→ Collected data:

☆ ☆ ☆ ☆

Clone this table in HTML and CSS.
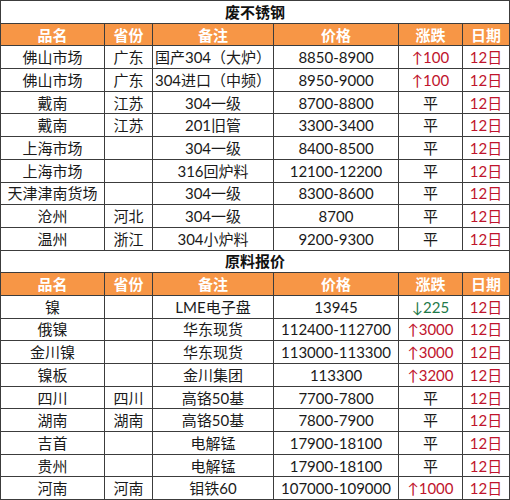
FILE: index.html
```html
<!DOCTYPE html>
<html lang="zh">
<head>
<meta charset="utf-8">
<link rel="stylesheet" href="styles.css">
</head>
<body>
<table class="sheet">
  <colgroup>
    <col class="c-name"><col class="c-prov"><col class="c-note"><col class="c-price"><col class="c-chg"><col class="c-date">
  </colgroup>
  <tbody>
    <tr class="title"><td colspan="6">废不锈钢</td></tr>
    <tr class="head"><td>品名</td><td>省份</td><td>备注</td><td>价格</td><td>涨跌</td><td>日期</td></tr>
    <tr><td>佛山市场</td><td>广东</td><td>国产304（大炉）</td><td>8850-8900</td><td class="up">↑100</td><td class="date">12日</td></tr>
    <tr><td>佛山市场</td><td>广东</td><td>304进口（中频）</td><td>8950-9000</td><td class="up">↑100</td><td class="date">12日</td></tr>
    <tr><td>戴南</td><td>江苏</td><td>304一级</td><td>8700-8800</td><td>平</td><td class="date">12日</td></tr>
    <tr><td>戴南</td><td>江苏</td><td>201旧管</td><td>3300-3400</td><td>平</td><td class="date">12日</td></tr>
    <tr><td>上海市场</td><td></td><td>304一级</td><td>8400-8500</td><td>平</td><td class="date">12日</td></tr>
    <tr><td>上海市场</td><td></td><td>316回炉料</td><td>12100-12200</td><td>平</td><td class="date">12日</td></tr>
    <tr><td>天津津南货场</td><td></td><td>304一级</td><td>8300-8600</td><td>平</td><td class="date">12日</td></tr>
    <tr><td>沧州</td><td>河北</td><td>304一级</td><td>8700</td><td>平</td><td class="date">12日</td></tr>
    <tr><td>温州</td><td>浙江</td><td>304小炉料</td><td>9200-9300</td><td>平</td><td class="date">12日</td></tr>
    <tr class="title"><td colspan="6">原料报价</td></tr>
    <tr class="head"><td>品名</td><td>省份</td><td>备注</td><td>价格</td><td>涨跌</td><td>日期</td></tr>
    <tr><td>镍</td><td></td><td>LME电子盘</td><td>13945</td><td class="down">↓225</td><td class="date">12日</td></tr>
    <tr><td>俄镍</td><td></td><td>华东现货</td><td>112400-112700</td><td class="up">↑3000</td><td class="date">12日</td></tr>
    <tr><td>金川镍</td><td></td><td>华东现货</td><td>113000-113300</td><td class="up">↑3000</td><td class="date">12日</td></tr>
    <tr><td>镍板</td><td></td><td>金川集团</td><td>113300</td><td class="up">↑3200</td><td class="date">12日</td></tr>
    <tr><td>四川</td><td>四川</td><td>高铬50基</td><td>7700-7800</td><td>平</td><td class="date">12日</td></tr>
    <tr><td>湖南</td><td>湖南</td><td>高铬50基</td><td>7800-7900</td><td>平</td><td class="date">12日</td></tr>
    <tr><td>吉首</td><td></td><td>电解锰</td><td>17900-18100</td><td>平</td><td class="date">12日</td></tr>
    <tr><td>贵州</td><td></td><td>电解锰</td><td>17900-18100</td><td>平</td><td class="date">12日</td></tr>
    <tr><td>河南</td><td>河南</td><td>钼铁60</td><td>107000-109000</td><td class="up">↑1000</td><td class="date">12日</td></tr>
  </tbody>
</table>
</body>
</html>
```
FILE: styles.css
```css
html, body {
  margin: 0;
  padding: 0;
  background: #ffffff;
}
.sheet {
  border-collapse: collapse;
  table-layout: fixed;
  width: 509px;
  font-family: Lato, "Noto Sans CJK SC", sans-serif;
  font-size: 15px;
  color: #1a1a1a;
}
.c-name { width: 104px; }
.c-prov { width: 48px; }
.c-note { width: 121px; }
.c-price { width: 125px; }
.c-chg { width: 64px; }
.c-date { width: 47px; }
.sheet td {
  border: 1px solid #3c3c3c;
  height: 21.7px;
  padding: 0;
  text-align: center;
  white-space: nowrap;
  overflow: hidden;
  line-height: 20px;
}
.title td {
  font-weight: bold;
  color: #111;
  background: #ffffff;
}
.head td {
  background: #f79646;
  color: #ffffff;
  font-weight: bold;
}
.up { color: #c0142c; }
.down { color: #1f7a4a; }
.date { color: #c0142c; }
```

☆ ☆ ☆ ☆

→ Challenge: Repeat the listing in full and exactly. Do not include any images.

→ Solution to this task:
Clone this table in HTML and CSS.
FILE: index.html
```html
<!DOCTYPE html>
<html lang="zh">
<head>
<meta charset="utf-8">
<link rel="stylesheet" href="styles.css">
</head>
<body>
<table class="sheet">
  <colgroup>
    <col class="c-name"><col class="c-prov"><col class="c-note"><col class="c-price"><col class="c-chg"><col class="c-date">
  </colgroup>
  <tbody>
    <tr class="title"><td colspan="6">废不锈钢</td></tr>
    <tr class="head"><td>品名</td><td>省份</td><td>备注</td><td>价格</td><td>涨跌</td><td>日期</td></tr>
    <tr><td>佛山市场</td><td>广东</td><td>国产304（大炉）</td><td>8850-8900</td><td class="up">↑100</td><td class="date">12日</td></tr>
    <tr><td>佛山市场</td><td>广东</td><td>304进口（中频）</td><td>8950-9000</td><td class="up">↑100</td><td class="date">12日</td></tr>
    <tr><td>戴南</td><td>江苏</td><td>304一级</td><td>8700-8800</td><td>平</td><td class="date">12日</td></tr>
    <tr><td>戴南</td><td>江苏</td><td>201旧管</td><td>3300-3400</td><td>平</td><td class="date">12日</td></tr>
    <tr><td>上海市场</td><td></td><td>304一级</td><td>8400-8500</td><td>平</td><td class="date">12日</td></tr>
    <tr><td>上海市场</td><td></td><td>316回炉料</td><td>12100-12200</td><td>平</td><td class="date">12日</td></tr>
    <tr><td>天津津南货场</td><td></td><td>304一级</td><td>8300-8600</td><td>平</td><td class="date">12日</td></tr>
    <tr><td>沧州</td><td>河北</td><td>304一级</td><td>8700</td><td>平</td><td class="date">12日</td></tr>
    <tr><td>温州</td><td>浙江</td><td>304小炉料</td><td>9200-9300</td><td>平</td><td class="date">12日</td></tr>
    <tr class="title"><td colspan="6">原料报价</td></tr>
    <tr class="head"><td>品名</td><td>省份</td><td>备注</td><td>价格</td><td>涨跌</td><td>日期</td></tr>
    <tr><td>镍</td><td></td><td>LME电子盘</td><td>13945</td><td class="down">↓225</td><td class="date">12日</td></tr>
    <tr><td>俄镍</td><td></td><td>华东现货</td><td>112400-112700</td><td class="up">↑3000</td><td class="date">12日</td></tr>
    <tr><td>金川镍</td><td></td><td>华东现货</td><td>113000-113300</td><td class="up">↑3000</td><td class="date">12日</td></tr>
    <tr><td>镍板</td><td></td><td>金川集团</td><td>113300</td><td class="up">↑3200</td><td class="date">12日</td></tr>
    <tr><td>四川</td><td>四川</td><td>高铬50基</td><td>7700-7800</td><td>平</td><td class="date">12日</td></tr>
    <tr><td>湖南</td><td>湖南</td><td>高铬50基</td><td>7800-7900</td><td>平</td><td class="date">12日</td></tr>
    <tr><td>吉首</td><td></td><td>电解锰</td><td>17900-18100</td><td>平</td><td class="date">12日</td></tr>
    <tr><td>贵州</td><td></td><td>电解锰</td><td>17900-18100</td><td>平</td><td class="date">12日</td></tr>
    <tr><td>河南</td><td>河南</td><td>钼铁60</td><td>107000-109000</td><td class="up">↑1000</td><td class="date">12日</td></tr>
  </tbody>
</table>
</body>
</html>
```
FILE: styles.css
```css
html, body {
  margin: 0;
  padding: 0;
  background: #ffffff;
}
.sheet {
  border-collapse: collapse;
  table-layout: fixed;
  width: 509px;
  font-family: Lato, "Noto Sans CJK SC", sans-serif;
  font-size: 15px;
  color: #1a1a1a;
}
.c-name { width: 104px; }
.c-prov { width: 48px; }
.c-note { width: 121px; }
.c-price { width: 125px; }
.c-chg { width: 64px; }
.c-date { width: 47px; }
.sheet td {
  border: 1px solid #3c3c3c;
  height: 21.7px;
  padding: 0;
  text-align: center;
  white-space: nowrap;
  overflow: hidden;
  line-height: 20px;
}
.title td {
  font-weight: bold;
  color: #111;
  background: #ffffff;
}
.head td {
  background: #f79646;
  color: #ffffff;
  font-weight: bold;
}
.up { color: #c0142c; }
.down { color: #1f7a4a; }
.date { color: #c0142c; }
```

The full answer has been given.